I think my father’s deep dive into depression began when he started to add qualifications to how we would return to Cuba. I think his past and social links in Cuba, his view of himself, and the peer pressures of exile kept him from seeing the international political web, which made us exiles into pawns in the Cold War. My father took many years before he allowed himself to contemplate the possibility that the United States was going to be his new country. When that happened it occurred as a result of a visit to Cuba to see my ill grandparents in the late 1980’s, and experiencing deep pain, dissatisfaction and realizing that many old friendships were irreparably torn because of politics.
Manuel’s father Ruben on the other hand seemed to have assessed the Cuba situation much clearer than my father, and as a result for a long time, he was the black sheep in the group. He was the guy who went against the current. The guy who did not believe in the viability of the “we will return next year to Cuba” song, and questioned how we could all be sure that the Cuban soul was by nature anti-communist? To everyone’s chagrin he would say, “Castro is there because the majority of the people support him!” “You are crazy,” my father would say to him, “it’s the other way around. People support him because everyone is at gun point!”
Ruben would point out that if the United States wanted to take over Cuba, it could do so in probably less than two days. He was never comfortable with the authenticity of stories about bungled CIA attempts against Castro, and used to put the Cuba versus United States conflict in local New York City terms, which always resulted in everyone getting upset and in a shouting match. He would say; “Cuba has less people than the city of New York. To the Americans, the problems of Cuba are like a garbage strike in Brooklyn.” He used to say that half of the bungled CIA attempts against Castro were actually stories fabricated by Castro himself to make it appear as a David versus Goliath conflict. He would ad that as long as the people in Cuba lived in fear of an American invasion, Fidel will be in power. “Fidel needs the Americans more than he needs the Russians. And, because of the Cold War chess game, we exiles are nothing but accidental players in the game.”
If not because everyone knew Ruben well and liked him personally when not talking politics, some of the exchanges he would instigate would have exploded into fistfights. I used to watch these exchanges and think to myself that Ruben was the only one in the group who was actually listening to the news and analyzing American society. “I’m sorry, but I don’t think the Americans are telling us all there is about Cuba. If they were going to fix the problem, they’ve had plenty of opportunities. President Johnson went to the Dominican Republic in the blink of an eye and fixed that problem. Why not Cuba? The new president here, this Nixon, is not going to do anything about Cuba either!” Poor Ruben, his political opinions were never welcome.
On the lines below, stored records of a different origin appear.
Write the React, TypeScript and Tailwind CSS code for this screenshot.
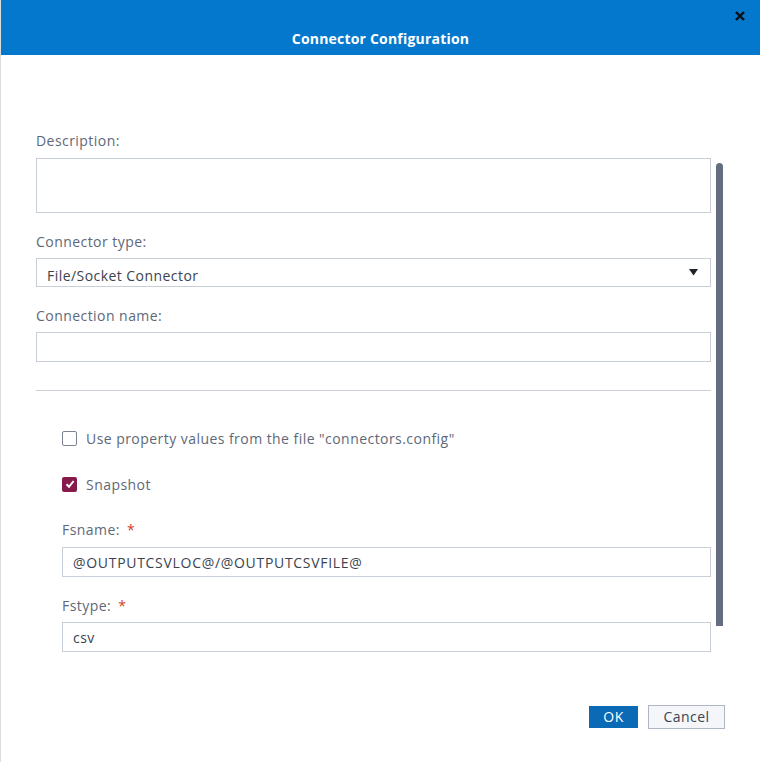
import React from "react";

const Label: React.FC<{ text: string; required?: boolean }> = ({ text, required }) => (
    <div className="h-[20px] text-[14px] leading-[20px] text-[#5e6878] tracking-[0.45px]">
        {text}
        {required && <span className="ml-[7px] text-[#d43c25]">*</span>}
    </div>
);

const CheckRow: React.FC<{ label: string; checked?: boolean; className?: string }> = ({ label, checked, className }) => (
    <label className={`flex items-center h-[20px] ${className ?? ""}`}>
        <span className={`w-[15px] h-[15px] rounded-[2px] flex items-center justify-center ${checked ? "bg-[#861a4d]" : "border border-[#7c8494] bg-white"}`}>
            {checked && (
                <svg width="10" height="10" viewBox="0 0 10 10">
                    <path d="M1.5 5.2 L4 7.8 L8.6 2" stroke="white" strokeWidth="2" fill="none" />
                </svg>
            )}
        </span>
        <span className="ml-[9px] text-[14px] text-[#5e6878] tracking-[0.45px]">{label}</span>
    </label>
);

export default function App() {
    return (
        <div className="w-[760px] h-[762px] bg-white border-l border-[#dcdcdc] flex flex-col" style={{ fontFamily: '"Open Sans", sans-serif' }}>
            {/* Header */}
            <div className="relative h-[55px] bg-[#0478cd] shrink-0">
                <div className="pt-[29px] text-center text-[14px] leading-[20px] font-bold text-white tracking-[0.2px]">Connector Configuration</div>
                <button aria-label="Close" className="absolute right-[15px] top-[11px] w-[10px] h-[10px]">
                    <svg width="10" height="10" viewBox="0 0 10 10">
                        <path d="M1 1 L9 9 M9 1 L1 9" stroke="#111" strokeWidth="2.4" />
                    </svg>
                </button>
            </div>

            {/* Body */}
            <div className="flex flex-1 items-start">
                <div className="ml-[35px] w-[675px] pt-[76px]">
                    <Label text="Description:" />
                    <textarea className="mt-[7px] block w-full h-[55px] border border-[#c9cfd7] resize-none outline-none" />

                    <div className="mt-[19px]"><Label text="Connector type:" /></div>
                    <div className="mt-[6px] h-[29px] border border-[#c9cfd7] flex items-center justify-between pl-[10px] pr-[12px]">
                        <span className="pt-[5px] text-[14px] text-[#3b4350] tracking-[0.45px]">File/Socket Connector</span>
                        <svg width="9" height="7" viewBox="0 0 9 7">
                            <path d="M0 0 H9 L4.5 6.5 Z" fill="#1f232b" />
                        </svg>
                    </div>

                    <div className="mt-[19px]"><Label text="Connection name:" /></div>
                    <div className="mt-[6px] h-[30px] border border-[#c9cfd7]" />

                    <div className="mt-[28px] h-px bg-[#ccd1d9]" />

                    <div className="pl-[26px]">
                        <CheckRow label={'Use property values from the file "connectors.config"'} className="mt-[37px]" />
                        <CheckRow label="Snapshot" checked className="mt-[26px]" />

                        <div className="mt-[26px]"><Label text="Fsname:" required /></div>
                        <div className="mt-[7px] h-[30px] border border-[#c9cfd7] flex items-center pl-[10px] text-[14px] text-[#3b4350] tracking-[0.7px]">@OUTPUTCSVLOC@/@OUTPUTCSVFILE@</div>

                        <div className="mt-[19px]"><Label text="Fstype:" required /></div>
                        <div className="mt-[6px] h-[30px] border border-[#c9cfd7] flex items-center pl-[10px] text-[14px] text-[#3b4350] tracking-[0.45px]">csv</div>
                    </div>
                </div>
                <div className="ml-[5px] mt-[108px] w-[7px] h-[463px] rounded-t-full rounded-b-[3px] bg-[#646e80]" />
            </div>

            {/* Footer */}
            <div className="flex justify-end gap-[10px] pr-[35px] pb-[33px]">
                <button className="mt-[1px] w-[49px] h-[22px] bg-[#0a6ab6] text-white text-[14px] leading-[22px] tracking-[0.45px]">OK</button>
                <button className="w-[77px] h-[24px] bg-[#f4f6f9] border border-[#aeb6c6] text-[#3b4350] text-[14px] leading-[20px] tracking-[0.45px]">Cancel</button>
            </div>
        </div>
    );
}
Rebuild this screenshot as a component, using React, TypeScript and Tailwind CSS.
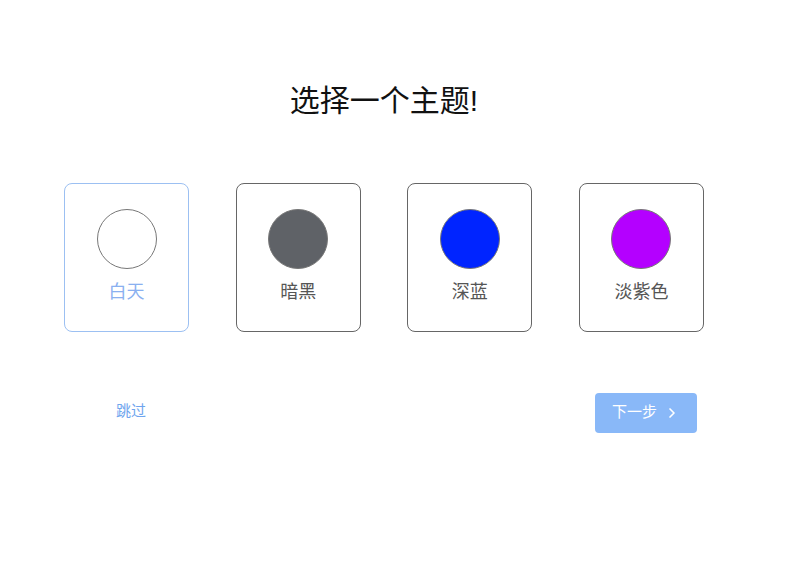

One Saturday afternoon, after I was done with my duties sweeping and vacuuming the Beth Shalom Yeshiva, a job I obtained thanks to Mrs. Winthrop, I went to visit Manuel and his family. While visiting I overheard Ruben and Marta talking about how they could improve their lives and perhaps regain their professions in the United States. Ruben and Marta had concluded that a return to Cuba was unlikely, and they needed to focus their minds on a future without Cuba. There was a conversation on the phone with relatives in Miami, but it appeared to be an offer to move to Miami, which did not satisfy Marta. Later there were tense discussions, full of disappointing conclusions, ending with one realization: As a family they did not have enough money and time to implement any plan that required that they first learn English at a college level, and that they enroll at a University part time, in order to be accepted in a Dentistry or Nursing program. Their desire to re-start their careers was strong, but the obstacles huge.
But, that day there in Brighton Beach in 1972, while we kids played with new American toys, and quized each other on esoteric questions from the encyclopedia, and a scratchy record of Orquesta Aragon played “Virgen de Regla”, Manuel’s parents were tormented by the undeniable reality of their options. In order for them to recover and re-build the standard of living, and class standing they had achieved in Cuba in the late 1950’s, they would have to scrub floors, clean toilets and hold menial jobs until the early 1980’s. Then I witnessed one of those things whose significance did not register in my mind until years later.
Ruben and Marta sat in their kitchen table, had some Cuban coffee, and without commotion simply began to speak to one another as if they were two people with one mind. “Lets create an outline first, then we can fill in the details as they come,” said Ruben. Marta with a pencil and writing pad in hand began to list things as Ruben elaborated on each item. “And, how long do you think that will take?” And, “Lets create another list of the things we are not sure about, but we need to know before we start.” This process lasted about four hours, and it looked to me as if time was standing still for Ruben and Marta that Saturday.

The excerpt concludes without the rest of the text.